Tim McCunn with Martin Dingle Wall

Tim McCunn with Martin Dingle Wall in the second season of Underbelly.

Tim McCunn plays Brian Kane in second Underbelly series

ACTOR Tim McCunn is unrecognisable under a wig, fake beard and moustache. As Kane in Underbelly, he's re-enacting some of Australia's murderous moments.

McCunn, playing Melbourne standover man Brian Kane in Underbelly: A Tale of Two Cities, has spent the morning filming the infamous 1979 courthouse murder of Ray Chuck, the mastermind behind the Great Bookie Robbery.

The killing, by a heavily disguised Kane, was revenge for the murder of his painter-and-docker brother, Les, machine-gunned to death at his Wantirna home within metres of his wife Judi (played by Kate Ritchie) and children the year before.

Brian Kane was never charged with the killing, said to have been aided by corrupt police, but three years later he was gunned down in a Brunswick pub — a payback for the payback.

"I originally auditioned for the role of Les, but they (the producers) decided I'd be better for Brian," McCunn says.

"I've done 20 years of bad guys — killers, drug addicts. Everything I've done (including guest parts in Wildside, Water Rats and All Saints) makes me the perfect fit to play Brian."

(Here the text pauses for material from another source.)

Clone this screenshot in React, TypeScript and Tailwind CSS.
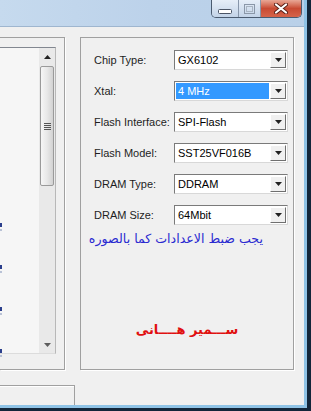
import React from "react";

const UI = "font-['Liberation_Sans',Arial,sans-serif] text-[11px]";

function Arrow({ up }: { up?: boolean }) {
  return (
    <svg width="7" height="4" viewBox="0 0 7 4">
      <path d={up ? "M0 4 L3.5 0 L7 4 Z" : "M0 0 L7 0 L3.5 4 Z"} fill="#222" />
    </svg>
  );
}

function Combo({ value, selected }: { value: string; selected?: boolean }) {
  return (
    <div className="flex h-[20px] w-[114px] border border-t-[#7a7a7a] border-l-[#7a7a7a] border-r-[#d8d8d8] border-b-[#d8d8d8] bg-white p-[1px]">
      <div
        className={
          selected
            ? "flex flex-1 items-center bg-[#3399ff] pl-[2px] text-white"
            : "flex flex-1 items-center pl-[2px] text-black"
        }
      >
        {value}
      </div>
      <div className="ml-[1px] flex w-[16px] items-center justify-center border border-t-white border-l-white border-r-[#6f6f6f] border-b-[#6f6f6f] bg-[#f0f0f0]">
        <Arrow />
      </div>
    </div>
  );
}

const fields: { label: string; value: string; selected?: boolean }[] = [
  { label: "Chip Type:", value: "GX6102" },
  { label: "Xtal:", value: "4 MHz", selected: true },
  { label: "Flash Interface:", value: "SPI-Flash" },
  { label: "Flash Model:", value: "SST25VF016B" },
  { label: "DRAM Type:", value: "DDRAM" },
  { label: "DRAM Size:", value: "64Mbit" },
];

function CaptionButtons() {
  return (
    <div className="mr-[2px] flex h-[18px] overflow-hidden rounded-b-[5px] border border-t-0 border-[#4a5b70]">
      <div className="flex w-[27px] items-center justify-center border-r border-[#8796aa] bg-gradient-to-b from-[#e6eef8] to-[#c3d4e8]">
        <svg width="14" height="5" viewBox="0 0 14 5" className="mt-[6px]">
          <rect x="0.5" y="0.5" width="13" height="4" rx="1" fill="#fff" stroke="#4b5566" />
        </svg>
      </div>
      <div className="flex w-[22px] items-center justify-center border-r border-[#8796aa] bg-gradient-to-b from-[#e6eef8] to-[#c3d4e8]">
        <svg width="11" height="10" viewBox="0 0 11 10">
          <rect x="0.5" y="0.5" width="10" height="9" fill="none" stroke="#8a97a8" />
          <rect x="2.5" y="2.5" width="6" height="5" fill="none" stroke="#a8b4c2" />
        </svg>
      </div>
      <div className="flex w-[40px] items-center justify-center bg-gradient-to-b from-[#e8a796] via-[#c84a33] to-[#d6644a]">
        <svg width="14" height="11" viewBox="0 0 14 11">
          <path d="M2 1.5 L12 9.5 M12 1.5 L2 9.5" stroke="#5a2018" strokeWidth="4" strokeLinecap="round" />
          <path d="M2 1.5 L12 9.5 M12 1.5 L2 9.5" stroke="#fff" strokeWidth="2.2" strokeLinecap="round" />
        </svg>
      </div>
    </div>
  );
}

export default function App() {
  return (
    <div className={`h-[411px] w-[311px] overflow-hidden bg-[#13263a] ${UI}`}>
      <div className="flex h-[408px] w-[307px] flex-col border-r-[3px] border-b-[3px] border-[#8fc3e6]">
        <div className="flex h-[27px] shrink-0 justify-end border-b border-[#9fb6cf] bg-gradient-to-r from-[#c6daee] via-[#bcd2ea] to-[#b9d0e8]">
          <CaptionButtons />
        </div>

        <div className="flex flex-1 flex-col bg-[#f0f0f0]">
          <div className="mt-[10px] flex gap-[15px]">
            {/* left panel, clipped at the window edge */}
            <div className="flex h-[333px] w-[65px] flex-col border border-l-0 border-[#a0a0a0] pt-[9px] pr-[8px] shadow-[1px_1px_0_#fff]">
              <div className="flex h-[307px] border border-l-0 border-t-[#828790] border-r-[#b8b8b8] border-b-[#dcdcdc] bg-[#f6f6f6]">
                <div className="flex flex-1 flex-col gap-[34px] pt-[175px]">
                  {[0, 1, 2, 3].map((i) => (
                    <div key={i} className="flex flex-col gap-[2px]">
                      <span className="h-[4px] w-[2px] bg-[#2b3f8c]" />
                      <span className="h-[2px] w-[2px] bg-[#b9c2d6]" />
                    </div>
                  ))}
                </div>
                <div className="flex w-[16px] flex-col bg-[#e9e9e9]">
                  <div className="flex h-[18px] items-center justify-center">
                    <Arrow up />
                  </div>
                  <div className="mx-[1px] flex h-[120px] items-center justify-center rounded-[2px] border border-[#9a9a9a] bg-gradient-to-r from-[#f6f6f6] via-[#e8e8e8] to-[#d2d2d2]">
                    <div className="flex flex-col gap-[1px]">
                      <span className="h-[1px] w-[7px] bg-[#555]" />
                      <span className="h-[1px] w-[7px] bg-[#555]" />
                      <span className="h-[1px] w-[7px] bg-[#555]" />
                      <span className="h-[1px] w-[7px] bg-[#555]" />
                    </div>
                  </div>
                  <div className="flex-1" />
                  <div className="flex h-[17px] items-center justify-center opacity-70">
                    <Arrow />
                  </div>
                </div>
              </div>
            </div>

            {/* settings group */}
            <div className="flex h-[333px] w-[214px] flex-col border border-[#a0a0a0] pt-[12px] shadow-[1px_1px_0_#fff]">
              <div className="flex flex-col gap-[11px]">
                {fields.map((f) => (
                  <div key={f.label} className="flex items-center pl-[13px]">
                    <span className="w-[80px] text-[#1e1e1e]">{f.label}</span>
                    <Combo value={f.value} selected={f.selected} />
                  </div>
                ))}
              </div>
              <div
                dir="rtl"
                className="mt-[6px] pr-[30px] font-['DejaVu_Sans',sans-serif] text-[12.6px] leading-[16px] text-[#2a2ad0]"
              >
                يجب ضبط الاعدادات كما بالصوره
              </div>
              <div
                dir="rtl"
                className="mt-[75px] text-center font-['DejaVu_Sans',sans-serif] text-[13px] font-bold leading-[16px] text-[#e01010]"
              >
                ســـمير هــــانى
              </div>
            </div>
          </div>

          <div className="mt-[15px] w-[75px] flex-1 border-t border-r border-[#a0a0a0] shadow-[inset_0_1px_0_#fff]" />
        </div>
      </div>
    </div>
  );
}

McCunn says Kane is a fascinating conundrum — though he was one of the underworld's most dangerous characters, he was no cowboy. The character notes describe him as "the classy Kane brother, who could bash, toe-cut and kill with the best of them".

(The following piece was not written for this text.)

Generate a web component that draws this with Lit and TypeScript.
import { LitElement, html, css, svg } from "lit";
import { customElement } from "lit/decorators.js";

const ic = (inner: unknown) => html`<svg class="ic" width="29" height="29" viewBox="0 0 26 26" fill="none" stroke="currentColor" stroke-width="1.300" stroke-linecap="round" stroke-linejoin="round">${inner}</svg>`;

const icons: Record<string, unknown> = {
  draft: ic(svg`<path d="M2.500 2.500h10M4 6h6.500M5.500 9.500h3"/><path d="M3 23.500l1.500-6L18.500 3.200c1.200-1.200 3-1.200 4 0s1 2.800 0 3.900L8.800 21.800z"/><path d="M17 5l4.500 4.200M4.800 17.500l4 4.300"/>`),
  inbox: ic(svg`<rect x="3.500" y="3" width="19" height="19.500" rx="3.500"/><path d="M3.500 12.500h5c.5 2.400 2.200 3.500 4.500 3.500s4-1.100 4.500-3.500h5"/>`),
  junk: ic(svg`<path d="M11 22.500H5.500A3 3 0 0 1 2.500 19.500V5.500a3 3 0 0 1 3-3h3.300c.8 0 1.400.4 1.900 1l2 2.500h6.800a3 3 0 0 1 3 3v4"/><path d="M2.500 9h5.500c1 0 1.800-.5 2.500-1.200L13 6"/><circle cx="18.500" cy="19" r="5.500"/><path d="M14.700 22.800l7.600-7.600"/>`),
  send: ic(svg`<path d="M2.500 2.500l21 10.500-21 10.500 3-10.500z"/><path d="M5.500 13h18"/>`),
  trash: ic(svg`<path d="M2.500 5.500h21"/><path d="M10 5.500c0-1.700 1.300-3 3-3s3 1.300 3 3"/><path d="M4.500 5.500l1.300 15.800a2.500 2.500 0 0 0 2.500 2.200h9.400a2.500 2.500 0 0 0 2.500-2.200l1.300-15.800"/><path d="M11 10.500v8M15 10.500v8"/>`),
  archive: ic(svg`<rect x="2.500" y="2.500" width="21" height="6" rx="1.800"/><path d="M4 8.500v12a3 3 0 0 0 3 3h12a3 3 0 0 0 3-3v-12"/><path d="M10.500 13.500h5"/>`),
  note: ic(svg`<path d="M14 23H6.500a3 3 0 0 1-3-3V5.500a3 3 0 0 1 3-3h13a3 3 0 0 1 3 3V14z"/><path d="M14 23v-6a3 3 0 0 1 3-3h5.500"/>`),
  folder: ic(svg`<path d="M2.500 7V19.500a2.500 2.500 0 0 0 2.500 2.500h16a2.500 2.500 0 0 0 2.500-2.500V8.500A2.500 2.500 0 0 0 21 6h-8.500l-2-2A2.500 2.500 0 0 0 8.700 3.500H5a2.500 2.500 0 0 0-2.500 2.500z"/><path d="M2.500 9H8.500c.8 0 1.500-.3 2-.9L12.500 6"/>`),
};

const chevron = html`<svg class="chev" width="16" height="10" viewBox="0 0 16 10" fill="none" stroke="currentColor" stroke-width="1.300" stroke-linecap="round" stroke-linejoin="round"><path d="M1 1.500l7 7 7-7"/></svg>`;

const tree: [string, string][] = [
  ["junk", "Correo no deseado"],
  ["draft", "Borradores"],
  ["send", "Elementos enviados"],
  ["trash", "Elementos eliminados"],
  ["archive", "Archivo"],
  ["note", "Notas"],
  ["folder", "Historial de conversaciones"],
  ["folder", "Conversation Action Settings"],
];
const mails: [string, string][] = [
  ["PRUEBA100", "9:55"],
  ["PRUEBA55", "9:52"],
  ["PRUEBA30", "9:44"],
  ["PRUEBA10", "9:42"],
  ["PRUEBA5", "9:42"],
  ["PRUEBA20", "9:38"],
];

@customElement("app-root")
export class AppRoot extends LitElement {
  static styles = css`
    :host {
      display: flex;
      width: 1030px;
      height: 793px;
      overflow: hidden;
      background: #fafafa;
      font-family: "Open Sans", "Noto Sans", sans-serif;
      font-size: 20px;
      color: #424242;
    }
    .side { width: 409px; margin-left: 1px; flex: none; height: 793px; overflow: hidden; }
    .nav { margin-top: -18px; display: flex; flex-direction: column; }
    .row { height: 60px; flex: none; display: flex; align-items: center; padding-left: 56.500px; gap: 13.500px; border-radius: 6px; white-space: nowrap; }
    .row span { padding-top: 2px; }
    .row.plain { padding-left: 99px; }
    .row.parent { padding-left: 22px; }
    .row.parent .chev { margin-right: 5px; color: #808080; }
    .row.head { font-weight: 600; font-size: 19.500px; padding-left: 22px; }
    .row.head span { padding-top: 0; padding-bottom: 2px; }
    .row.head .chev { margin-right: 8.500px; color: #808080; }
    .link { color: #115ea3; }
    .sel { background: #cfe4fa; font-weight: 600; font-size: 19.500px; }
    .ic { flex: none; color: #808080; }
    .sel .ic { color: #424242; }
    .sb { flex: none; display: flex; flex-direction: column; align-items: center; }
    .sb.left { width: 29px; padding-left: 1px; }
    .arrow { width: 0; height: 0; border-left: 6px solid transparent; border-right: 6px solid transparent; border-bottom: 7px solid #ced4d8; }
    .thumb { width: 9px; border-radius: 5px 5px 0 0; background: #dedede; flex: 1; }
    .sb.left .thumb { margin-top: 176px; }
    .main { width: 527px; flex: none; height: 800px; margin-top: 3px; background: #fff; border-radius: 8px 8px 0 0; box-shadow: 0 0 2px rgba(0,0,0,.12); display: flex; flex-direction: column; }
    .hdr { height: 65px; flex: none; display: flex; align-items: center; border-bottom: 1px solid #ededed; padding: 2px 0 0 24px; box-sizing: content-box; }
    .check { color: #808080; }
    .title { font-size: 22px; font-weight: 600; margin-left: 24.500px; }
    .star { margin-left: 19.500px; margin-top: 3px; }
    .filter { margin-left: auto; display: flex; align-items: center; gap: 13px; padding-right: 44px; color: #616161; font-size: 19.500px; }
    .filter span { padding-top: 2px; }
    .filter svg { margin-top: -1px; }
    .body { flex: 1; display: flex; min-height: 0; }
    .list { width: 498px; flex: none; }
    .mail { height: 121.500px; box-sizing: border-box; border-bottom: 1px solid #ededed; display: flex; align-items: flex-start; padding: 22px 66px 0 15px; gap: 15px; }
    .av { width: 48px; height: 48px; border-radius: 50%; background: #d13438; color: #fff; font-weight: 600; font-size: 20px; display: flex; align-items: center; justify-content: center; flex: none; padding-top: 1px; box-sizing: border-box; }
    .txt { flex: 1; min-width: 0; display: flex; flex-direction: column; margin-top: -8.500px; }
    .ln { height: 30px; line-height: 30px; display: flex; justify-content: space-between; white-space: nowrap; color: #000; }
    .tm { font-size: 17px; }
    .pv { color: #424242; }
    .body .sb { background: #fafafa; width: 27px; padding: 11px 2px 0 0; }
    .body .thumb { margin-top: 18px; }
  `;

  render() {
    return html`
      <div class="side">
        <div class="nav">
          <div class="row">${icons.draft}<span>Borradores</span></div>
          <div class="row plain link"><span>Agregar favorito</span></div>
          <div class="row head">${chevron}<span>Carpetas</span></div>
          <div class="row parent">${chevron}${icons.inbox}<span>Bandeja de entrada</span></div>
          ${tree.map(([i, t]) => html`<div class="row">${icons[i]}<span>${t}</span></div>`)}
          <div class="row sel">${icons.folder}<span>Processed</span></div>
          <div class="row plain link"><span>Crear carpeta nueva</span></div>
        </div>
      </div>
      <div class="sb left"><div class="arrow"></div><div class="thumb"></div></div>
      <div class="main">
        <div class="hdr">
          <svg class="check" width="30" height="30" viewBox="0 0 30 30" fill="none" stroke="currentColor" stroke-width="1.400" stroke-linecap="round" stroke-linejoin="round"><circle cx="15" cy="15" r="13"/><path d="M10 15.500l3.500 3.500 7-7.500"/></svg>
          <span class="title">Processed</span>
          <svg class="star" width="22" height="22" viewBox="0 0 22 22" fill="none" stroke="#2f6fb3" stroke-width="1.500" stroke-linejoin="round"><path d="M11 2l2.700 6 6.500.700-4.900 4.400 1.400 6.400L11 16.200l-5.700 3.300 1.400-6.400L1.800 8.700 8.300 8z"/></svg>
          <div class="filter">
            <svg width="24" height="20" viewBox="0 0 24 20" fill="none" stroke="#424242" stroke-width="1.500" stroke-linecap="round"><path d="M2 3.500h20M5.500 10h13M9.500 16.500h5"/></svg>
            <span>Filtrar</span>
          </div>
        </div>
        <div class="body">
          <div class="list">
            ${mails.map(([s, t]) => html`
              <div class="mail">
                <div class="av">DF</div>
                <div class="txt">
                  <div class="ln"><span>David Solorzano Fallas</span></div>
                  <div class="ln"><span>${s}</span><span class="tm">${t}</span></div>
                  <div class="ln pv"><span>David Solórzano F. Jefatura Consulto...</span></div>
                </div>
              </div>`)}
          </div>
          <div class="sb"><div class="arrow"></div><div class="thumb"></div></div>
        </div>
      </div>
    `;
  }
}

"When I first saw the character breakdown it was fairly obvious that Brian is the brother who's more the organiser, the thinker, the planner," McCunn says.

"Les is the explosive one and Brian is the cool one — he stays contained.

"The fact that he shows a lot of control actually makes him an extremely dangerous individual.

"To construct him was quite easy. I used a lot of stillness — threatening pauses and so on. Stillness is power. Then all you need to do is flick an eyebrow and that speaks volumes."

Plunging into the 1970s Australian underworld has been fascinating for McCunn. It was an era before security scanners and electronic surveillance. There is no way Brian Kane could get away with a courthouse killing these days.

"What doesn't make sense to me is that there's no legs in this (gangster) lifestyle," McCunn says.

"Each new generation that comes along thinks they're going to be the ones who are going to crack the code and rule until they're old men, but they never make it. History shows that again and again."